Stephen Hawking - The Man Who Pushed the Boundaries of Knowledge
“I’m not afraid of death, but I’m in no hurry to die. I have so much I want to do first.”
– Stephen Hawking.
Most of you are aware that our beloved theoretical physicist and cosmologist Stephen Hawking passed away on 14 March. His discoveries are his legacy and we present one of them to you. This one is about Hawking Radiation – Hawking’s most famous discovery.
Now, our perception of a black hole was sort of straightforward before i.e. ‘a region in space from which nothing, not even light, can escape’. So a black hole is a literal hole in the universe, existing forever, only growing and never shrinking.
Or we thought so, until Hawking came along and published a research paper in Journal ‘Nature’ titled ‘Black Hole Explosions’ suggesting that even black holes emit radiation.

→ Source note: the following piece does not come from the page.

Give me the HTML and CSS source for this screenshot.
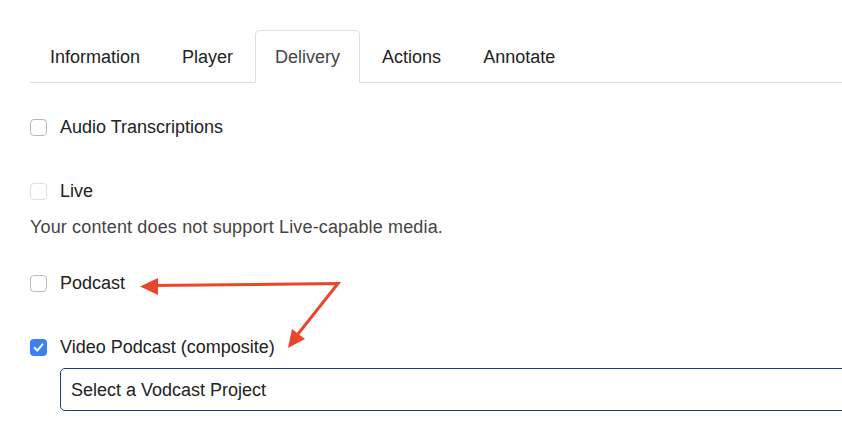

This radiation has been termed as ‘Hawking Radiation’. The question now arises that if Light cant escape the gravitational pull of a black hole and nothing travels faster than the speed of light, how is this ‘so called radiation’ escaping the clutches? The simplest explanation for the same is as follows
Quantum field theory suggests that Space, as we see it, is filled with quantum fields. They oscillate with different frequencies much like the oscillations on a guitar string. A particle is like a node on the string. But there are underlying vibration modes present even without a particle. They fluctuate in energy due to quantum uncertainty and those fluctuations give us what we think of as ‘Virtual Particles’. In space random pairs of matter and antimatter spontaneously appear and then annihilate each other, briefly borrowing energy from the vacuum itself. But near a black hole, it just so might happen that one out that pair enters the event horizon leaving the other free to escape, taking a little energy with it. This particle is what makes up Hawking Radiation. That energy can’t come from nothing so that black hole pays the debt by losing that much energy and gradually losing all of it and eventually ‘dying’. We still haven’t physically encountered this radiation but the physics checks out so were almost sure that it exists. And if It does it might even get a posthumous Nobel Prize to Hawking.

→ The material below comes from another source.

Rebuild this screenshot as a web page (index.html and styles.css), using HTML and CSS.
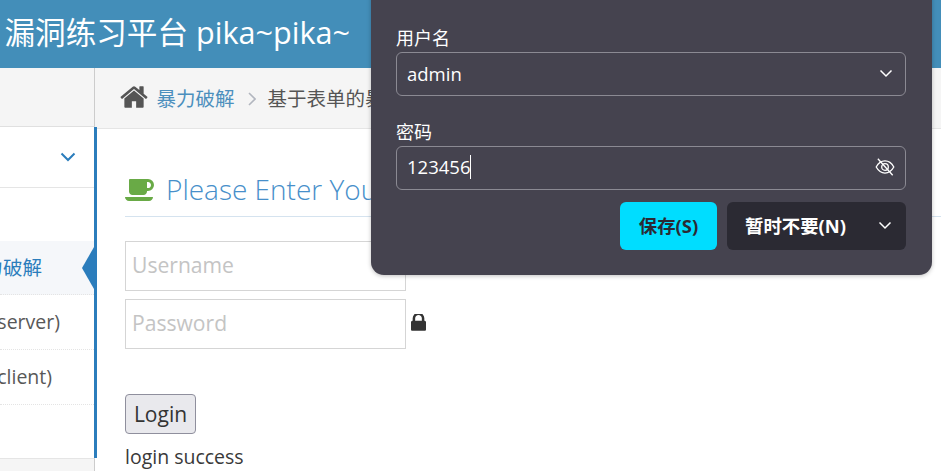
FILE: index.html
```html
<!DOCTYPE html>
<html lang="zh">
<head>
<meta charset="utf-8">
<title>Pikachu</title>
<link rel="stylesheet" href="styles.css">
</head>
<body>
<div class="page">
  <header class="topbar">漏洞练习平台 pika~pika~</header>
  <div class="layout">
    <aside class="sidebar">
      <div class="shortcuts"></div>
      <nav class="nav">
        <div class="nav-head">
          <svg class="nav-chevron" viewBox="0 0 16 10"><path d="M1.500 1.500 8 8l6.500-6.500" fill="none" stroke="currentColor" stroke-width="2"/></svg>
        </div>
        <div class="nav-gap"></div>
        <div class="nav-item active"><span>基于表单的暴力破解</span></div>
        <div class="nav-item"><span>验证码绕过(on server)</span></div>
        <div class="nav-item"><span>验证码绕过(on client)</span></div>
        <div class="nav-rest"></div>
      </nav>
      <div class="side-foot"></div>
    </aside>
    <main class="main">
      <div class="breadcrumb">
        <svg class="home" viewBox="0 0 1792 1792"><path d="M1472 992v480q0 26-19 45t-45 19h-384v-384h-256v384h-384q-26 0-45-19t-19-45v-480q0-1 .5-3t.5-3l575-474 575 474q1 2 1 6zm223-69l-62 74q-8 9-21 11h-3q-13 0-21-7l-692-577-692 577q-12 8-24 7-13-2-21-11l-62-74q-8-10-7-23.500t11-21.500l719-599q32-26 76-26t76 26l244 204v-195q0-14 9-23t23-9h192q14 0 23 9t9 23v408l219 182q10 8 11 21.500t-7 23.500z"/></svg>
        <a class="crumb-link">暴力破解</a>
        <svg class="crumb-sep" viewBox="0 0 8 14"><path d="M1 1l6 6-6 6" fill="none" stroke="currentColor" stroke-width="1.600"/></svg>
        <span class="crumb-text">基于表单的暴力破解</span>
      </div>
      <section class="content">
        <h4 class="title">
          <svg class="coffee" viewBox="-64 256 1920 1408"><path d="M1600 640q0-80-56-136t-136-56h-64v384h64q80 0 136-56t56-136zm-1664 768h1792q0 106-75 181t-181 75h-1280q-106 0-181-75t-75-181zm1856-768q0 159-112.500 271.500t-271.500 112.500h-64v32q0 92-66 158t-158 66h-704q-92 0-158-66t-66-158v-736q0-26 19-45t45-19h1152q159 0 271.500 112.500t112.500 271.500z"/></svg>
          <span>Please Enter Your Information</span>
        </h4>
        <div class="field"><input class="input" placeholder="Username"></div>
        <div class="field">
          <input class="input" placeholder="Password">
          <svg class="lock" viewBox="320 256 1152 1280"><path d="M640 768h512v-192q0-106-75-181t-181-75-181 75-75 181v192zm832 96v576q0 40-28 68t-68 28h-960q-40 0-68-28t-28-68v-576q0-40 28-68t68-28h32v-192q0-184 132-316t316-132 316 132 132 316v192h32q40 0 68 28t28 68z"/></svg>
        </div>
        <button class="login">Login</button>
        <p class="status">login success</p>
      </section>
    </main>
  </div>
  <div class="popup">
    <label class="pop-label">用户名</label>
    <div class="pop-input">
      <span>admin</span>
      <svg class="pop-chevron" viewBox="0 0 14 9"><path d="M1.500 1.500 7 7l5.500-5.500" fill="none" stroke="currentColor" stroke-width="1.500"/></svg>
    </div>
    <label class="pop-label second">密码</label>
    <div class="pop-input">
      <span class="typed">123456</span>
      <svg class="pop-eye" viewBox="0 0 20 20" fill="none" stroke="currentColor" stroke-width="1.200"><path d="M2 10c2-3.600 4.800-5.500 8-5.500s6 1.900 8 5.500c-2 3.600-4.800 5.500-8 5.500S4 13.600 2 10z"/><circle cx="10" cy="10" r="3"/><path d="M3.500 2.500l13.500 15"/></svg>
    </div>
    <div class="pop-actions">
      <button class="btn-save">保存(S)</button>
      <button class="btn-later">
        <span>暂时不要(N)</span>
        <svg class="pop-chevron" viewBox="0 0 14 9"><path d="M1.500 1.500 7 7l5.500-5.500" fill="none" stroke="currentColor" stroke-width="1.500"/></svg>
      </button>
    </div>
  </div>
</div>
</body>
</html>
```
FILE: styles.css
```css
* { box-sizing: border-box; }
html, body { margin: 0; height: 100%; overflow: hidden; }
body {
  background: #fff;
  color: #393939;
  font-family: "Open Sans", "Noto Sans CJK SC", sans-serif;
  font-size: 19.5px;
}
.page { position: relative; width: 941px; height: 471px; overflow: hidden; display: flex; flex-direction: column; }
.topbar {
  height: 68px;
  flex: none;
  background: #438eb9;
  color: #fff;
  font-size: 30.6px;
  line-height: 65px;
  padding-left: 4.5px;
  white-space: nowrap;
}
.layout { display: flex; flex: 1; min-height: 0; }
.sidebar { width: 97px; flex: none; display: flex; flex-direction: column; }
.shortcuts {
  height: 59px;
  flex: none;
  background: #f5f5f5;
  border-right: 1px solid #ccc;
  margin-right: 2px;
  border-bottom: 1px solid #e0e0e0;
}
.nav {
  height: 331px;
  flex: none;
  border-right: 3px solid #2b7dbc;
  display: flex;
  flex-direction: column;
  position: relative;
}
.nav-head {
  height: 61px;
  flex: none;
  border-bottom: 1px solid #e5e5e5;
  display: flex;
  align-items: center;
  justify-content: flex-end;
  padding: 0 18px 0 0;
}
.nav-chevron { width: 16px; height: 10px; color: #2b7dbc; }
.nav-gap { height: 53px; flex: none; }
.nav-item {
  height: 55px;
  flex: none;
  display: flex;
  justify-content: flex-end;
  align-items: center;
  overflow: hidden;
  white-space: nowrap;
  border-bottom: 1px dotted #e4e4e4;
  padding-bottom: 3px;
  color: #585858;
  font-size: 19.5px;
}
.nav-item span { flex: none; }
.nav-item:nth-of-type(4) span { margin-right: 34px; }
.nav-item:nth-of-type(5) span { margin-right: 42px; }
.nav-item.active {
  background: #f5f7fa;
  color: #2b7dbc;
  position: relative;
  height: 54px;
  padding-bottom: 2px;
  overflow: visible;
  clip-path: inset(0 -12px 0 0);
}
.nav-item.active span { margin-right: 52px; }
.nav-item.active::after {
  content: "";
  position: absolute;
  right: 0;
  top: 50%;
  margin-top: -21px;
  border: 21px solid transparent;
  border-left: 0;
  border-right: 12px solid #2b7dbc;
}
.nav-rest { flex: 1; }
.side-foot {
  flex: 1;
  background: #f5f5f5;
  border-top: 1px solid #e5e5e5;
  border-right: 1px solid #ccc;
  margin-right: 2px;
}
.main { flex: 1; min-width: 0; margin-left: -2px; }
.breadcrumb {
  height: 61px;
  background: #f5f5f5;
  border-bottom: 1px solid #e5e5e5;
  display: flex;
  align-items: center;
  white-space: nowrap;
  padding: 0 0 2px 24px;
  overflow: hidden;
}
.home { width: 30px; height: 30px; fill: #555; flex: none; }
.crumb-link { color: #4c8fbd; margin-left: 7.5px; }
.crumb-sep { width: 8px; height: 14px; color: #b2b6bf; margin: 3px 12px 0 13px; flex: none; }
.crumb-text { color: #555; }
.content { padding: 0 0 0 30px; }
.title {
  margin: 39px 0 24px;
  height: 49px;
  display: flex;
  align-items: center;
  gap: 11px;
  border-bottom: 1px solid #d5e3ef;
  color: #478fca;
  font-size: 28px;
  font-weight: 300;
  white-space: nowrap;
  padding-bottom: 7px;
}
.coffee { width: 30px; height: 22px; fill: #69aa46; flex: none; margin-top: 2px; }
.field { display: flex; align-items: center; gap: 5px; margin-bottom: 8px; height: 50px; }
.input {
  width: 281px;
  height: 50px;
  padding: 0 6px 4px;
  border: 1px solid #d5d5d5;
  font: inherit;
  font-size: 21.1px;
  color: #858585;
  background: #fff;
  outline: none;
  border-radius: 0;
}
.input::placeholder { color: #c4c4c4; opacity: 1; }
.lock { width: 15px; height: 17px; fill: #333; margin-bottom: 3px; }
.login {
  display: block;
  margin-top: 45px;
  width: 71px;
  height: 40px;
  padding: 0;
  font: inherit;
  font-size: 21px;
  color: #333;
  background: #e9e9ed;
  border: 1px solid #8f8f9d;
  border-radius: 4px;
}
.status { margin: 8px 0 0; font-size: 19.5px; line-height: 30px; color: #393939; }

.popup {
  position: absolute;
  left: 371px;
  top: -10px;
  width: 561px;
  height: 285px;
  padding: 36px 26px 0 25px;
  background: #45434f;
  border-radius: 0 0 13px 13px;
  box-shadow: 0 1px 4px rgba(0, 0, 0, 0.25);
  color: #fff;
}
.pop-label { display: block; line-height: 24px; height: 26px; font-size: 18px; }
.pop-label.second { margin-top: 24px; }
.pop-input {
  height: 44px;
  border: 1px solid #8b8a93;
  border-radius: 6px;
  display: flex;
  align-items: center;
  justify-content: space-between;
  padding: 0 12px 2px 10px;
  font-size: 18.5px;
}
.typed { border-right: 1px solid #fff; line-height: 24px; }
.pop-chevron { width: 14px; height: 9px; color: #fff; flex: none; }
.pop-eye { width: 22px; height: 22px; color: #fff; flex: none; margin-right: -3px; }
.pop-actions { display: flex; justify-content: flex-end; gap: 10px; margin-top: 12px; }
.btn-save, .btn-later {
  height: 48px;
  border: 0;
  border-radius: 6px;
  font: inherit;
  font-size: 18.4px;
  font-weight: 700;
  padding: 0 0 2px;
}
.btn-save { width: 97px; background: #00ddff; color: #2b2a33; }
.btn-later {
  width: 179px;
  background: #2b2a33;
  color: #fff;
  display: flex;
  align-items: center;
  justify-content: space-between;
  padding: 0 14px 2px 18px;
}
```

Stephen’s expectation from life when he was diagnosed with ALS dropped to zero. He said everything that had happened since is a Bonus. And what a bonus – for Physics, for the millions enlightened by his books and for the even larger number inspired by his achievements against all odds.
And I’d like to end this blog with another one of his quotes, “My goal is simple. It is a complete understanding of the universe, why it is as it is and why it exists at all.”
So here we bid adieu to the man who inspired us all as he leaves us for his infinite journey through the cosmos.